If this statement is filed pursuant to §§ 240.13d-1(b) or 240.13d-2(b) or (c), check whether the person filing is a:
(a)
Broker or dealer registered under section 15 of the Act (15 U.S.C. 78o);
(b)
Bank as defined in section 3(a)(6) of the Act (15 U.S.C. 78c);
(c)
Insurance company as defined in section 3(a)(19) of the Act (15 U.S.C. 78c);
(d)
Investment company registered under section 8 of the Investment Company Act of 1940 (15 U.S.C. 80a-8);
(e)
An investment adviser in accordance with § 240.13d-1(b)(1)(ii)(E);
(f)
An employee benefit plan or endowment fund in accordance with § 240.13d-1(b)(1)(ii)(F);
(g)
A parent holding company or control person in accordance with § 240.13d-1(b)(1)(ii)(G);
(h)
A savings associations as defined in Section 3(b) of the Federal Deposit Insurance Act (12 U.S.C. 1813);
(i)
A church plan that is excluded from the definition of an investment company under section 3(c)(14) of the Investment Company Act of 1940 (15 U.S.C. 80a-3);
(j)
A non-U.S. institution in accordance with § 240.13d-1(b)(1)(ii)(J). If filing as a non-U.S. institution in accordance with § 240.13d-1(b)(1)(ii)(J),
please specify the type of institution:
(k)
Group, in accordance with Rule 240.13d-1(b)(1)(ii)(K).
Item 4.
Ownership
(a)
Amount beneficially owned:
As of June 30, 2025, each of Magnetar Financial, Magnetar Capital Partners, Supernova Management and Mr.

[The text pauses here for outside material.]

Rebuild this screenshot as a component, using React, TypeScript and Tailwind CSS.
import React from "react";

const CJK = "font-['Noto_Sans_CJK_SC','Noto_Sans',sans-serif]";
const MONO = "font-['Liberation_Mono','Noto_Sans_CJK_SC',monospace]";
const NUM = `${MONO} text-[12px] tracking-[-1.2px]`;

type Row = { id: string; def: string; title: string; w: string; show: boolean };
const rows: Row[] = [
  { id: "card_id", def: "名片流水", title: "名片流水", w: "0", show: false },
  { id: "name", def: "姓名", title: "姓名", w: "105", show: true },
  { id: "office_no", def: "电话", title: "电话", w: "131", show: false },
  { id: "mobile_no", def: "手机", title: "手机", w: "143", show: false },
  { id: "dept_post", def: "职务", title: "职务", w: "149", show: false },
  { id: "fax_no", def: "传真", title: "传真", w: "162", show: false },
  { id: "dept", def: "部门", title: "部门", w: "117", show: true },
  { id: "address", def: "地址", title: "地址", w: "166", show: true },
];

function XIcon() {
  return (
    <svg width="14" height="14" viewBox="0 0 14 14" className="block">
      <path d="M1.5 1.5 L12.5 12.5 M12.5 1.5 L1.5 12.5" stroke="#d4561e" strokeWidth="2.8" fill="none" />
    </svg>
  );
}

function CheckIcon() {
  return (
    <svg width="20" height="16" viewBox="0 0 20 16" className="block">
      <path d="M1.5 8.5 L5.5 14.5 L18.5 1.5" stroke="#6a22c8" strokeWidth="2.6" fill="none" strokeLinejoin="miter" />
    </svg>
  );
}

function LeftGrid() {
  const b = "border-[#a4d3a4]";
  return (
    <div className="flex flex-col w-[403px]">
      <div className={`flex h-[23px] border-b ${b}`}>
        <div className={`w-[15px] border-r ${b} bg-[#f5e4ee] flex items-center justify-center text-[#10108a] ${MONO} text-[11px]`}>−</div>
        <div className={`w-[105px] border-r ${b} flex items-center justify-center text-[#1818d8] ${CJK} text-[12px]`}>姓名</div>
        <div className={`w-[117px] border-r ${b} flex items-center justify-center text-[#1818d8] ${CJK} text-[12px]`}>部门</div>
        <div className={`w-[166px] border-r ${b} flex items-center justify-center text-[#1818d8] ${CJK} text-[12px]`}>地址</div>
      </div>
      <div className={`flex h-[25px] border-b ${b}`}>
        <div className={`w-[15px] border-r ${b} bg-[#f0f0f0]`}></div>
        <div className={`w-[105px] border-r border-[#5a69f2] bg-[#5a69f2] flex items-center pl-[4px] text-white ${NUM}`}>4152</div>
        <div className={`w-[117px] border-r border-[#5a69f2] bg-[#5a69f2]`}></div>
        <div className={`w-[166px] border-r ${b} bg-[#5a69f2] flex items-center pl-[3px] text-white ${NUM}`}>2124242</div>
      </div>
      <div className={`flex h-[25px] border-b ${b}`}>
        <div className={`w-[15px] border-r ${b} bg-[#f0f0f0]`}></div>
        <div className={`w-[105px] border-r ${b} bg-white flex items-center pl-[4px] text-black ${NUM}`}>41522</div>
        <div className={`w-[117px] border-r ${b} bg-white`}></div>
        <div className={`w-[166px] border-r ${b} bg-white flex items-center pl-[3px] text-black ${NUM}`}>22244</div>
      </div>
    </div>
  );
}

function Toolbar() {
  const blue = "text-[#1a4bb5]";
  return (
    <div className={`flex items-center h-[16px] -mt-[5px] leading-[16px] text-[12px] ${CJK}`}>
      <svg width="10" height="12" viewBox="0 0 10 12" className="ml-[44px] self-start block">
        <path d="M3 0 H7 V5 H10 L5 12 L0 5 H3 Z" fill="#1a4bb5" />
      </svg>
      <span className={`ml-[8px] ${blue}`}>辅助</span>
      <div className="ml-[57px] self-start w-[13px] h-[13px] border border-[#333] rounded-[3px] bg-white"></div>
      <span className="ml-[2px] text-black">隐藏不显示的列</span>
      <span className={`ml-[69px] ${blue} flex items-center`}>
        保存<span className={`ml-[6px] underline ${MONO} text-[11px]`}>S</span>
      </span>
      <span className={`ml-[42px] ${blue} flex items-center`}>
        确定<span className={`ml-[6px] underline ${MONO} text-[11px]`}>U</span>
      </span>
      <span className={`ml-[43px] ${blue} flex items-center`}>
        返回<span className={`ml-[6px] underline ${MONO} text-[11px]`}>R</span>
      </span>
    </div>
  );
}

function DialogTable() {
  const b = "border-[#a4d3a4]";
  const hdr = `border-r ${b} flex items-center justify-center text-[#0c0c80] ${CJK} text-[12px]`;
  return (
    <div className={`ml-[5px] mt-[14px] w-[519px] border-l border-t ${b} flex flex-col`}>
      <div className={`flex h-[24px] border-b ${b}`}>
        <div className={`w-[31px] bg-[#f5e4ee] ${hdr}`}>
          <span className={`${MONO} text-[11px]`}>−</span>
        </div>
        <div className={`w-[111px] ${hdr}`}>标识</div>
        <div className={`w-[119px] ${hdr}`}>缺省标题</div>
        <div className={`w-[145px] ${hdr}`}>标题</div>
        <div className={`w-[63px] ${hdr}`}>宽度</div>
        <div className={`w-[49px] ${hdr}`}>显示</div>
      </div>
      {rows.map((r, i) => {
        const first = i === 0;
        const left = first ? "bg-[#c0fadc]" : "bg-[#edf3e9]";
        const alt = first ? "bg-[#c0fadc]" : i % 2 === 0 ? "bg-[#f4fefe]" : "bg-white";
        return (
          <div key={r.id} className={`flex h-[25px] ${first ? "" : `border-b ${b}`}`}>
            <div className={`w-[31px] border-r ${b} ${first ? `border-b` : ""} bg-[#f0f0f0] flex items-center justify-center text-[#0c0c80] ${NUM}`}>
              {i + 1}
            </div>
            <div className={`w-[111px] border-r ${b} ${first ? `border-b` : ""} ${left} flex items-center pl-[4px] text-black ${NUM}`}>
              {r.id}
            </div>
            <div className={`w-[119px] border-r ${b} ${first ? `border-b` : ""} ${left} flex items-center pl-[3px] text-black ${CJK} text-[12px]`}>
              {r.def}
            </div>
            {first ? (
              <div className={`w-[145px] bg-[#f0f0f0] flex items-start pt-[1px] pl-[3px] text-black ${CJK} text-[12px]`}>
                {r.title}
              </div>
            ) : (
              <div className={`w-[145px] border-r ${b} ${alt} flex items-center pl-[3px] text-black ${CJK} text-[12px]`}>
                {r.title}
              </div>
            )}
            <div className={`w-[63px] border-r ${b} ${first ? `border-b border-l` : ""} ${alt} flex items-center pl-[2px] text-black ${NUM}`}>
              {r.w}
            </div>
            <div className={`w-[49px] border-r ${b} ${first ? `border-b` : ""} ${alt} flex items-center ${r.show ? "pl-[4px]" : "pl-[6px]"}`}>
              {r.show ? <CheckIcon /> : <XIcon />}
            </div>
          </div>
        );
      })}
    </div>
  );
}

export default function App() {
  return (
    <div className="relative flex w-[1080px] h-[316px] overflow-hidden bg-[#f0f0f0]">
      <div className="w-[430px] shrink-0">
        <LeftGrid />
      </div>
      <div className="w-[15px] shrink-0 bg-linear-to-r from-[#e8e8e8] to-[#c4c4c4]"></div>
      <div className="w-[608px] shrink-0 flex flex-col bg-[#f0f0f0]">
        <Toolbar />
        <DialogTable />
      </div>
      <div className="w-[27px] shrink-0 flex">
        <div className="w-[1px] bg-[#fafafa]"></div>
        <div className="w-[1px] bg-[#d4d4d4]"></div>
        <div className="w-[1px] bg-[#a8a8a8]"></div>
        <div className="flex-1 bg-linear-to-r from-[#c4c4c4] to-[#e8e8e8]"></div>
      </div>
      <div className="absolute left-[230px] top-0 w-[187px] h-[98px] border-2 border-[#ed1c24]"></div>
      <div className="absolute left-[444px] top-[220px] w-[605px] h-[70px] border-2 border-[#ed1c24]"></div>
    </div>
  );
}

Snyderman held 5,014,231 Shares. The amount consists of (A) 610,256 Shares held for the account of Constellation II Master Fund; (B) 1,922,880 Shares held for the account of Constellation Master Fund; (C) 1,045,388 Shares held for the account of Structured Credit Fund; (D) 876,903 Shares held for the account of Xing He Master Fund; (E) 558,804 Shares held for the account of SC Fund.

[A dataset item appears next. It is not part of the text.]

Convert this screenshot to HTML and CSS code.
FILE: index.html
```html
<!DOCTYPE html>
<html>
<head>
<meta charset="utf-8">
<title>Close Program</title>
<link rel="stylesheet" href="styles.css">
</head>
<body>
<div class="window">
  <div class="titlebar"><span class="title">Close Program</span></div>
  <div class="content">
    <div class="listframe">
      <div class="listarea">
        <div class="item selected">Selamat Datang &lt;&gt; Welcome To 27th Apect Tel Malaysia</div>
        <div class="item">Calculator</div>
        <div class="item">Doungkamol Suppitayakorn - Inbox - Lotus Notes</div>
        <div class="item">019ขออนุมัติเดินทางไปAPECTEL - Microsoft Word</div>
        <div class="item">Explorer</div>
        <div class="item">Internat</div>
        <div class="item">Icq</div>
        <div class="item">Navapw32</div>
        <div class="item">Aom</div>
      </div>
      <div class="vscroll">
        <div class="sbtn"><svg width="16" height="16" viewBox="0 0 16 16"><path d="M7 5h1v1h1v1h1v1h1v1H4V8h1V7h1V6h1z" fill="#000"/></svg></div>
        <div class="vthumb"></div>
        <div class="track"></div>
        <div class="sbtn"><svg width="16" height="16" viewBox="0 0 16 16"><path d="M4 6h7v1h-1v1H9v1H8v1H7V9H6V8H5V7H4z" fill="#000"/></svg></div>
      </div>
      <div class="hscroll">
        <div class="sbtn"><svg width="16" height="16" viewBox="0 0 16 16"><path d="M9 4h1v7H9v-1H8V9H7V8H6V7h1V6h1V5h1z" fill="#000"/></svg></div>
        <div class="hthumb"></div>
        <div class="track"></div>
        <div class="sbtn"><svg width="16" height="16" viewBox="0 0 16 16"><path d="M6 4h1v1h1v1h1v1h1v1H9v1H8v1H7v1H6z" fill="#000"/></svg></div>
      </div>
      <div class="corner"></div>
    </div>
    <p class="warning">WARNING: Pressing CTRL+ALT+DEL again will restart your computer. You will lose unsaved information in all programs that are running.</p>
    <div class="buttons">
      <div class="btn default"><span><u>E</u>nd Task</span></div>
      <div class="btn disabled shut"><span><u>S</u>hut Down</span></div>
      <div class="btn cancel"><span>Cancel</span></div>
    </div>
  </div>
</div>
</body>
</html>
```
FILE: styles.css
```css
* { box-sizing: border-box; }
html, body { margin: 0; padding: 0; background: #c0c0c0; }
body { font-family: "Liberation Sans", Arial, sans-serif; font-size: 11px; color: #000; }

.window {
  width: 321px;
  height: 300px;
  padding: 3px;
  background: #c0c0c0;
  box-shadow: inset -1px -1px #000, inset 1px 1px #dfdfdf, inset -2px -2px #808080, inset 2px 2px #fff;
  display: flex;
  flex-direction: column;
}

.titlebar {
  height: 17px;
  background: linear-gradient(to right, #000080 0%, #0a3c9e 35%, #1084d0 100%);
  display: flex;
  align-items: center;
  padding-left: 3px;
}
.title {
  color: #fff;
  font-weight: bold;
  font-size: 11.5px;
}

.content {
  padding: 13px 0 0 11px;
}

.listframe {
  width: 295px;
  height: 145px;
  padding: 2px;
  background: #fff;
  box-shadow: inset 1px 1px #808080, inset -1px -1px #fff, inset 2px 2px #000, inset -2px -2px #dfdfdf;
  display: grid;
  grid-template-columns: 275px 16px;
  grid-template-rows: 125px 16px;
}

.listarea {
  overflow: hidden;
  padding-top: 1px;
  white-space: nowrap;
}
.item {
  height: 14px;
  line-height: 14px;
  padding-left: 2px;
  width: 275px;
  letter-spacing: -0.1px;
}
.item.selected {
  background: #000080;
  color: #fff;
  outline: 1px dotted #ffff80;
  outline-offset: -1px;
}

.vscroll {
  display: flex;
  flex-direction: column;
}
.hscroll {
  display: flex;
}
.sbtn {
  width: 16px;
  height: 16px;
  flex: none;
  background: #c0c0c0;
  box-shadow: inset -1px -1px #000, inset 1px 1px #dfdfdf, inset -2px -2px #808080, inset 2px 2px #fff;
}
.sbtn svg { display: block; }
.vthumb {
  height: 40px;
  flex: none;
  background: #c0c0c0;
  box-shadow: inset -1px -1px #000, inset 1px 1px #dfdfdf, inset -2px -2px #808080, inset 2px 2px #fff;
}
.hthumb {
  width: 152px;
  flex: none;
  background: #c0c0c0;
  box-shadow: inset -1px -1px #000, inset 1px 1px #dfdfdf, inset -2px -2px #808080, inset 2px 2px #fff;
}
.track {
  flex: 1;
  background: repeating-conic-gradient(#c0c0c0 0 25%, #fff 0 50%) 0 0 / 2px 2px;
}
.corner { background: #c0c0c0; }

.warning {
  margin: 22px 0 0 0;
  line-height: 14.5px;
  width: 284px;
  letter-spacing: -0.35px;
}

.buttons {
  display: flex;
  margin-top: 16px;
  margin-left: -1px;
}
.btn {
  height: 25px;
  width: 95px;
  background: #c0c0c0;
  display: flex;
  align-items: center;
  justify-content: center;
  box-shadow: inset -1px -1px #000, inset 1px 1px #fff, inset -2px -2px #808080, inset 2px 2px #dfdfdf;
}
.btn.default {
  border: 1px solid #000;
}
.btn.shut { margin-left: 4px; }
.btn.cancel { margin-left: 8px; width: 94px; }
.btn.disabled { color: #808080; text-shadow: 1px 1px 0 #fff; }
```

The Shares held by the Magnetar Funds represent approximately 4.57% of the total number of Shares outstanding (calculated pursuant to Rule 13d-3(d)(1)(i)) of the outstanding shares of the Issuer).
(b)
Percent of class:
As of June 30, 2025, each of the Reporting Persons were deemed to be the beneficial owner constituting approximately 4.57% of the total number of shares outstanding (based upon the information provided by the Issuer in its Form 20-F filed with the SEC on May 1, 2025, there were approximately 109,587,853 Shares outstanding).
(c)
Number of shares as to which the person has:
(i) Sole power to vote or to direct the vote:
0
(ii) Shared power to vote or to direct the vote:
5,014,231
(iii) Sole power to dispose or to direct the disposition of:
0
(iv) Shared power to dispose or to direct the disposition of:
5,014,231
Item 5.
Ownership of 5 Percent or Less of a Class.

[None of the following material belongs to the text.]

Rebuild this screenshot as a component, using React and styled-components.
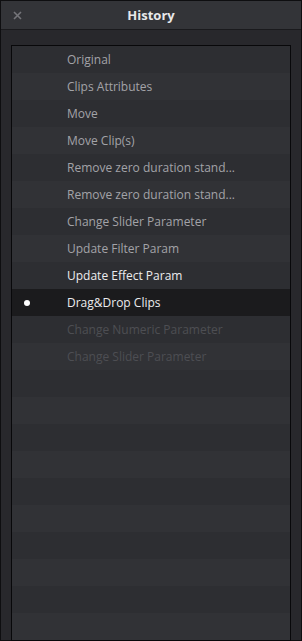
import React from "react";
import styled, { createGlobalStyle } from "styled-components";

const GlobalStyle = createGlobalStyle`
  html, body {
    margin: 0;
    padding: 0;
    background: #28282c;
  }
  body {
    font-family: "Open Sans", "Noto Sans", sans-serif;
  }
`;

const Window = styled.div`
  box-sizing: border-box;
  width: 302px;
  height: 641px;
  border: 1px solid #0e0e10;
  background: #28282c;
  display: flex;
  flex-direction: column;
`;

const TitleBar = styled.div`
  position: relative;
  height: 28px;
  flex-shrink: 0;
  background: #333438;
  border-bottom: 1px solid #1a1a1d;
  display: flex;
  align-items: center;
  justify-content: center;
`;

const Title = styled.div`
  color: #e8e8ea;
  font-size: 13px;
  font-weight: 700;
`;

const Close = styled.button`
  position: absolute;
  left: 10px;
  top: 8px;
  width: 12px;
  height: 12px;
  padding: 0;
  border: none;
  background: transparent;
  display: flex;
  align-items: center;
  justify-content: center;
`;

const Body = styled.div`
  flex: 1;
  padding: 15px 10px;
  display: flex;
`;

const Panel = styled.div`
  flex: 1;
  border: 1px solid #08080a;
  background: #303135;
  display: flex;
  flex-direction: column;
  overflow: hidden;
`;

const Row = styled.div`
  height: 27px;
  flex-shrink: 0;
  display: flex;
  align-items: center;
  background: ${({ $current, $odd }) =>
    $current ? "#1b1b1d" : $odd ? "#313236" : "#2d2e32"};
  color: ${({ $state }) =>
    $state === "bright" ? "#ececee" : $state === "undone" ? "#4d4e53" : "#a3a3a8"};
  font-size: 12px;
`;

const Marker = styled.div`
  width: 55px;
  display: flex;
  justify-content: center;
`;

const Dot = styled.span`
  width: 6px;
  height: 6px;
  border-radius: 50%;
  background: #ffffff;
  margin-left: -25px;
`;

const Label = styled.span`
  white-space: nowrap;
`;

const items = [
  { text: "Original" },
  { text: "Clips Attributes" },
  { text: "Move" },
  { text: "Move Clip(s)" },
  { text: "Remove zero duration stand..." },
  { text: "Remove zero duration stand..." },
  { text: "Change Slider Parameter" },
  { text: "Update Filter Param" },
  { text: "Update Effect Param", state: "bright" },
  { text: "Drag&Drop Clips", state: "bright", current: true },
  { text: "Change Numeric Parameter", state: "undone" },
  { text: "Change Slider Parameter", state: "undone" },
];

const TOTAL_ROWS = 22;

export default function App() {
  const rows = Array.from({ length: TOTAL_ROWS }, (_, i) => items[i] || { text: "" });
  return (
    <>
      <GlobalStyle />
      <Window>
        <TitleBar>
          <Close aria-label="Close">
            <svg width="9" height="9" viewBox="0 0 9 9">
              <path d="M1 1 L8 8 M8 1 L1 8" stroke="#75757a" strokeWidth="1.6" />
            </svg>
          </Close>
          <Title>History</Title>
        </TitleBar>
        <Body>
          <Panel>
            {rows.map((item, i) => (
              <Row key={i} $odd={i % 2 === 1} $current={item.current} $state={item.state}>
                <Marker>{item.current && <Dot />}</Marker>
                <Label>{item.text}</Label>
              </Row>
            ))}
          </Panel>
        </Body>
      </Window>
    </>
  );
}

Ownership of 5 percent or less of a class
Item 6.
Ownership of more than 5 Percent on Behalf of Another Person.
Not Applicable
Item 7.
Identification and Classification of the Subsidiary Which Acquired the Security Being Reported on by the Parent Holding Company or Control Person.
Not Applicable
Item 8.
Identification and Classification of Members of the Group.
Not Applicable
Item 9.
Notice of Dissolution of Group.
Not Applicable
Item 10.
Certifications:
By signing below I certify that, to the best of my knowledge and belief, the securities referred to above were acquired and are held in the ordinary course of business and were not acquired and are not held for the purpose of or with the effect of changing or influencing the control of the issuer of the securities and were not acquired and are not held in connection with or as a participant in any transaction having that purpose or effect, other than activities solely in connection with a nomination under ?? 240.14a-11.
SIGNATURE
After reasonable inquiry and to the best of my knowledge and belief, I certify that the information set forth in this statement is true, complete and correct.
MAGNETAR FINANCIAL LLC
Signature:
/s/ Hayley Stein
Name/Title:
Hayley Stein, Attorney-in-fact for David J. Snyderman, Manager of Supernova Management LLC
Date:
08/08/2025
MAGNETAR CAPITAL PARTNERS LP
Signature:
/s/ Hayley Stein
Name/Title:
Hayley Stein, Attorney-in-fact for David J. Snyderman, Manager of Supernova Management LLC
Date:
08/08/2025
SUPERNOVA MANAGEMENT LLC
Signature:
/s/ Hayley Stein
Name/Title:
Hayley Stein, Attorney-in-fact for David J. Snyderman, Manager of Supernova Management LLC
Date:
08/08/2025
DAVID J. SNYDERMAN
Signature:
/s/ Hayley Stein
Name/Title:
Hayley Stein, Attorney-in-fact for David J. Snyderman, Manager of Supernova Management LLC
Date:
08/08/2025
Comments accompanying signature: MAGNETAR FINANCIAL LLC BY: Magnetar Capital Partners LP, its Sole Member BY: Supernova Management LLC, its General Partner
MAGNETAR CAPITAL PARTNERS LP By: Supernova Management LLC, its General Partner
Exhibit Information
99.1 Joint Filing Agreement, dated as of August 8, 2025, among the Reporting Persons.
99.2 Power of Attorney, dated as of December 22, 2022 filed by the Reporting Persons on August 8, 2025.